-- start Collected material --

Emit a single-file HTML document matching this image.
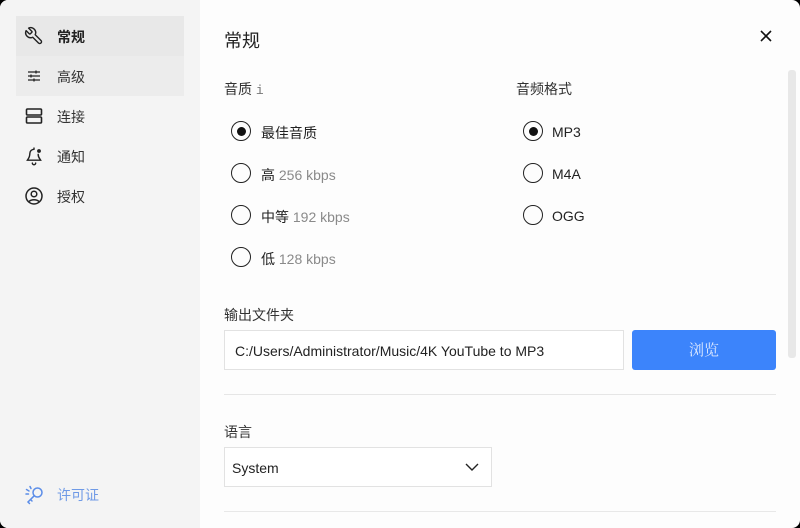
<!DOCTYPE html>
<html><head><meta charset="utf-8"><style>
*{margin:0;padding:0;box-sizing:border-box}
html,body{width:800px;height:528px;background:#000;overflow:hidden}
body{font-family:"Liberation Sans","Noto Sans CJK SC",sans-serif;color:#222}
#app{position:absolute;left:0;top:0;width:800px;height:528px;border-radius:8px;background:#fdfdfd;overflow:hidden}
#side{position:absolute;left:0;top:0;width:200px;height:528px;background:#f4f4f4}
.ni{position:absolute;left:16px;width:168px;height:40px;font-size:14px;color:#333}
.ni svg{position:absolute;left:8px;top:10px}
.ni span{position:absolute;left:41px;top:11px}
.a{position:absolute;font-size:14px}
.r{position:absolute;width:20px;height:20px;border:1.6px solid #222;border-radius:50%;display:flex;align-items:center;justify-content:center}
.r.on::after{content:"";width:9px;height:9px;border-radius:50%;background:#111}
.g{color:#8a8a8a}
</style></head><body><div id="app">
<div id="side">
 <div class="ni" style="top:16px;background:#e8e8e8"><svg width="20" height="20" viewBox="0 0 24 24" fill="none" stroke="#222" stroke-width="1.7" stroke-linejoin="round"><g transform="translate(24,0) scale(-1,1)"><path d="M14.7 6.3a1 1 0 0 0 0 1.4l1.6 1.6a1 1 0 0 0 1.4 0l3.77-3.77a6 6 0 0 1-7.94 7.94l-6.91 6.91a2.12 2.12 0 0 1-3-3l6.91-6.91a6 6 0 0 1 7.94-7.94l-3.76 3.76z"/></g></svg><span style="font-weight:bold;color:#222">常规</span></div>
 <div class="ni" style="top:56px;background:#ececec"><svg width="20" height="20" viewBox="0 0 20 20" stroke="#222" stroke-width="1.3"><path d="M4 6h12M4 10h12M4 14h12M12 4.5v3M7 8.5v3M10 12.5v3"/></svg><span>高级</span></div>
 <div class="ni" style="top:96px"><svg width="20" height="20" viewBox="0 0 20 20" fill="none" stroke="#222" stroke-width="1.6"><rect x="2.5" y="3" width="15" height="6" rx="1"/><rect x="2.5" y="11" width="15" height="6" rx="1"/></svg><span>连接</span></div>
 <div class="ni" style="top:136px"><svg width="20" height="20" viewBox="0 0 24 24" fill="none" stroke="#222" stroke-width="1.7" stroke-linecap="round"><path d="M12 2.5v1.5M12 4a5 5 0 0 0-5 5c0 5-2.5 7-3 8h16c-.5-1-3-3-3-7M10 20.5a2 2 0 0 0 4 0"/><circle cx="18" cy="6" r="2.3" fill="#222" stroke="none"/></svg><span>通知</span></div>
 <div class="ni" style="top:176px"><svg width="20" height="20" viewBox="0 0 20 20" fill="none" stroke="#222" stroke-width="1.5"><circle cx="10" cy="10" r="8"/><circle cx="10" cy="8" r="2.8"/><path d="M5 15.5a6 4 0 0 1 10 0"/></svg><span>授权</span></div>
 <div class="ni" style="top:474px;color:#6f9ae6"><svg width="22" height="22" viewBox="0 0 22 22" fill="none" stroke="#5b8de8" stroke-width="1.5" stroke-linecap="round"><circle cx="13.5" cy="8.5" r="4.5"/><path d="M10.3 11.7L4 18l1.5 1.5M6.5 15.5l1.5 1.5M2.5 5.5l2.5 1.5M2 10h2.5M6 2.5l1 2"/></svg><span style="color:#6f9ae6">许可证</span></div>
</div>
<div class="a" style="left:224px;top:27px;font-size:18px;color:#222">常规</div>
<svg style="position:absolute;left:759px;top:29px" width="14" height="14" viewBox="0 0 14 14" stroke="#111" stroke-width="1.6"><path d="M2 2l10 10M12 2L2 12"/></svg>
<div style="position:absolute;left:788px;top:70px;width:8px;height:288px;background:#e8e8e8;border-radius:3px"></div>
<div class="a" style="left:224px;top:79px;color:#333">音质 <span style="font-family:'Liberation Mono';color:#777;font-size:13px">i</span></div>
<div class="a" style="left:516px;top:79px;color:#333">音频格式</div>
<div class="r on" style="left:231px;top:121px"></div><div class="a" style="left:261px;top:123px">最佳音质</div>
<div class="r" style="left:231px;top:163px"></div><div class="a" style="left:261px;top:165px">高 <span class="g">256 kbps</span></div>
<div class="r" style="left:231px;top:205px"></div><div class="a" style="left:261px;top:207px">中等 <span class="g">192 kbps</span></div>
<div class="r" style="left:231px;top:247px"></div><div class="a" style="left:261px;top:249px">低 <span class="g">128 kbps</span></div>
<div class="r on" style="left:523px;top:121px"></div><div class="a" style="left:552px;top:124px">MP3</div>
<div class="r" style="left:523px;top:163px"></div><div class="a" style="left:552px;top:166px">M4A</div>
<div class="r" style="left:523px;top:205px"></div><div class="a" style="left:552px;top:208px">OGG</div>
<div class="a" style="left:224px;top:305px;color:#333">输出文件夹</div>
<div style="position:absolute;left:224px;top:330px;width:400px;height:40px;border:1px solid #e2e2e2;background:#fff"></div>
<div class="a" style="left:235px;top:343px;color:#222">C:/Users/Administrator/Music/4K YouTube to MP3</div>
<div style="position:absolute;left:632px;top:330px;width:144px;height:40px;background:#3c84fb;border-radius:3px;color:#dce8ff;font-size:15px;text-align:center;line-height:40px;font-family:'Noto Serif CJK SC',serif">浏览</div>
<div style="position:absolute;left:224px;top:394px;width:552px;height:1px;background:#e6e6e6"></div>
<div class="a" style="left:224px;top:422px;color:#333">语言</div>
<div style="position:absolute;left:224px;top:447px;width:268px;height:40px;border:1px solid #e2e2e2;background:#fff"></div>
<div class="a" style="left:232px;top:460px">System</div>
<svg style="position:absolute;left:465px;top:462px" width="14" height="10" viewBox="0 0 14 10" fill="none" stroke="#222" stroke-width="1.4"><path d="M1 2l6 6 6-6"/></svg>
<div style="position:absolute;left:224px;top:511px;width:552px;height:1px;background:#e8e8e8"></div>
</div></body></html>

-- end Collected material --

**Exercise**
Copy every line of the data exactly as written, excluding the pictures.

**Task response**
Emit a single-file HTML document matching this image.
<!DOCTYPE html>
<html><head><meta charset="utf-8"><style>
*{margin:0;padding:0;box-sizing:border-box}
html,body{width:800px;height:528px;background:#000;overflow:hidden}
body{font-family:"Liberation Sans","Noto Sans CJK SC",sans-serif;color:#222}
#app{position:absolute;left:0;top:0;width:800px;height:528px;border-radius:8px;background:#fdfdfd;overflow:hidden}
#side{position:absolute;left:0;top:0;width:200px;height:528px;background:#f4f4f4}
.ni{position:absolute;left:16px;width:168px;height:40px;font-size:14px;color:#333}
.ni svg{position:absolute;left:8px;top:10px}
.ni span{position:absolute;left:41px;top:11px}
.a{position:absolute;font-size:14px}
.r{position:absolute;width:20px;height:20px;border:1.6px solid #222;border-radius:50%;display:flex;align-items:center;justify-content:center}
.r.on::after{content:"";width:9px;height:9px;border-radius:50%;background:#111}
.g{color:#8a8a8a}
</style></head><body><div id="app">
<div id="side">
 <div class="ni" style="top:16px;background:#e8e8e8"><svg width="20" height="20" viewBox="0 0 24 24" fill="none" stroke="#222" stroke-width="1.7" stroke-linejoin="round"><g transform="translate(24,0) scale(-1,1)"><path d="M14.7 6.3a1 1 0 0 0 0 1.4l1.6 1.6a1 1 0 0 0 1.4 0l3.77-3.77a6 6 0 0 1-7.94 7.94l-6.91 6.91a2.12 2.12 0 0 1-3-3l6.91-6.91a6 6 0 0 1 7.94-7.94l-3.76 3.76z"/></g></svg><span style="font-weight:bold;color:#222">常规</span></div>
 <div class="ni" style="top:56px;background:#ececec"><svg width="20" height="20" viewBox="0 0 20 20" stroke="#222" stroke-width="1.3"><path d="M4 6h12M4 10h12M4 14h12M12 4.5v3M7 8.5v3M10 12.5v3"/></svg><span>高级</span></div>
 <div class="ni" style="top:96px"><svg width="20" height="20" viewBox="0 0 20 20" fill="none" stroke="#222" stroke-width="1.6"><rect x="2.5" y="3" width="15" height="6" rx="1"/><rect x="2.5" y="11" width="15" height="6" rx="1"/></svg><span>连接</span></div>
 <div class="ni" style="top:136px"><svg width="20" height="20" viewBox="0 0 24 24" fill="none" stroke="#222" stroke-width="1.7" stroke-linecap="round"><path d="M12 2.5v1.5M12 4a5 5 0 0 0-5 5c0 5-2.5 7-3 8h16c-.5-1-3-3-3-7M10 20.5a2 2 0 0 0 4 0"/><circle cx="18" cy="6" r="2.3" fill="#222" stroke="none"/></svg><span>通知</span></div>
 <div class="ni" style="top:176px"><svg width="20" height="20" viewBox="0 0 20 20" fill="none" stroke="#222" stroke-width="1.5"><circle cx="10" cy="10" r="8"/><circle cx="10" cy="8" r="2.8"/><path d="M5 15.5a6 4 0 0 1 10 0"/></svg><span>授权</span></div>
 <div class="ni" style="top:474px;color:#6f9ae6"><svg width="22" height="22" viewBox="0 0 22 22" fill="none" stroke="#5b8de8" stroke-width="1.5" stroke-linecap="round"><circle cx="13.5" cy="8.5" r="4.5"/><path d="M10.3 11.7L4 18l1.5 1.5M6.5 15.5l1.5 1.5M2.5 5.5l2.5 1.5M2 10h2.5M6 2.5l1 2"/></svg><span style="color:#6f9ae6">许可证</span></div>
</div>
<div class="a" style="left:224px;top:27px;font-size:18px;color:#222">常规</div>
<svg style="position:absolute;left:759px;top:29px" width="14" height="14" viewBox="0 0 14 14" stroke="#111" stroke-width="1.6"><path d="M2 2l10 10M12 2L2 12"/></svg>
<div style="position:absolute;left:788px;top:70px;width:8px;height:288px;background:#e8e8e8;border-radius:3px"></div>
<div class="a" style="left:224px;top:79px;color:#333">音质 <span style="font-family:'Liberation Mono';color:#777;font-size:13px">i</span></div>
<div class="a" style="left:516px;top:79px;color:#333">音频格式</div>
<div class="r on" style="left:231px;top:121px"></div><div class="a" style="left:261px;top:123px">最佳音质</div>
<div class="r" style="left:231px;top:163px"></div><div class="a" style="left:261px;top:165px">高 <span class="g">256 kbps</span></div>
<div class="r" style="left:231px;top:205px"></div><div class="a" style="left:261px;top:207px">中等 <span class="g">192 kbps</span></div>
<div class="r" style="left:231px;top:247px"></div><div class="a" style="left:261px;top:249px">低 <span class="g">128 kbps</span></div>
<div class="r on" style="left:523px;top:121px"></div><div class="a" style="left:552px;top:124px">MP3</div>
<div class="r" style="left:523px;top:163px"></div><div class="a" style="left:552px;top:166px">M4A</div>
<div class="r" style="left:523px;top:205px"></div><div class="a" style="left:552px;top:208px">OGG</div>
<div class="a" style="left:224px;top:305px;color:#333">输出文件夹</div>
<div style="position:absolute;left:224px;top:330px;width:400px;height:40px;border:1px solid #e2e2e2;background:#fff"></div>
<div class="a" style="left:235px;top:343px;color:#222">C:/Users/Administrator/Music/4K YouTube to MP3</div>
<div style="position:absolute;left:632px;top:330px;width:144px;height:40px;background:#3c84fb;border-radius:3px;color:#dce8ff;font-size:15px;text-align:center;line-height:40px;font-family:'Noto Serif CJK SC',serif">浏览</div>
<div style="position:absolute;left:224px;top:394px;width:552px;height:1px;background:#e6e6e6"></div>
<div class="a" style="left:224px;top:422px;color:#333">语言</div>
<div style="position:absolute;left:224px;top:447px;width:268px;height:40px;border:1px solid #e2e2e2;background:#fff"></div>
<div class="a" style="left:232px;top:460px">System</div>
<svg style="position:absolute;left:465px;top:462px" width="14" height="10" viewBox="0 0 14 10" fill="none" stroke="#222" stroke-width="1.4"><path d="M1 2l6 6 6-6"/></svg>
<div style="position:absolute;left:224px;top:511px;width:552px;height:1px;background:#e8e8e8"></div>
</div></body></html>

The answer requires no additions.